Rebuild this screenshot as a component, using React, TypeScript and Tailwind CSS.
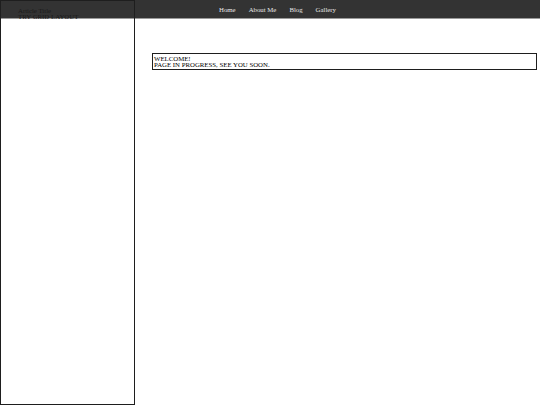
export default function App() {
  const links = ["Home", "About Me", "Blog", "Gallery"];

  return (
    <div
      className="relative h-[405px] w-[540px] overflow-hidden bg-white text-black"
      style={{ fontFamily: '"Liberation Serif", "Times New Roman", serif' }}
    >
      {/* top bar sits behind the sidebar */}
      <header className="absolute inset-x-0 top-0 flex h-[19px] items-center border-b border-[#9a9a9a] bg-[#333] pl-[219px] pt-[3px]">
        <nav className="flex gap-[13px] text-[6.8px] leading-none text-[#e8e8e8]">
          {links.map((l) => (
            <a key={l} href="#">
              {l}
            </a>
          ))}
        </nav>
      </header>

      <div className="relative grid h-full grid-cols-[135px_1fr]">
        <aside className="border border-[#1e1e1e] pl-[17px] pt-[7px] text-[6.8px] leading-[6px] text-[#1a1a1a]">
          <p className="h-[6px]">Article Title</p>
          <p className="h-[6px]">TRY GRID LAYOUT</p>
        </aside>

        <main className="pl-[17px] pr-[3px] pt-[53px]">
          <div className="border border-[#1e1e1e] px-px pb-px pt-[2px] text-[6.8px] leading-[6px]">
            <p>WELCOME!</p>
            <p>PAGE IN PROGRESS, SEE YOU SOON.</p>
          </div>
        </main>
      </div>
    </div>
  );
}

* * *

WRITTEN PROBLEM: Leave out the pictures and retype every line above exactly.

SOLUTION FOR THIS TASK:
Rebuild this screenshot as a component, using React, TypeScript and Tailwind CSS.
export default function App() {
  const links = ["Home", "About Me", "Blog", "Gallery"];

  return (
    <div
      className="relative h-[405px] w-[540px] overflow-hidden bg-white text-black"
      style={{ fontFamily: '"Liberation Serif", "Times New Roman", serif' }}
    >
      {/* top bar sits behind the sidebar */}
      <header className="absolute inset-x-0 top-0 flex h-[19px] items-center border-b border-[#9a9a9a] bg-[#333] pl-[219px] pt-[3px]">
        <nav className="flex gap-[13px] text-[6.8px] leading-none text-[#e8e8e8]">
          {links.map((l) => (
            <a key={l} href="#">
              {l}
            </a>
          ))}
        </nav>
      </header>

      <div className="relative grid h-full grid-cols-[135px_1fr]">
        <aside className="border border-[#1e1e1e] pl-[17px] pt-[7px] text-[6.8px] leading-[6px] text-[#1a1a1a]">
          <p className="h-[6px]">Article Title</p>
          <p className="h-[6px]">TRY GRID LAYOUT</p>
        </aside>

        <main className="pl-[17px] pr-[3px] pt-[53px]">
          <div className="border border-[#1e1e1e] px-px pb-px pt-[2px] text-[6.8px] leading-[6px]">
            <p>WELCOME!</p>
            <p>PAGE IN PROGRESS, SEE YOU SOON.</p>
          </div>
        </main>
      </div>
    </div>
  );
}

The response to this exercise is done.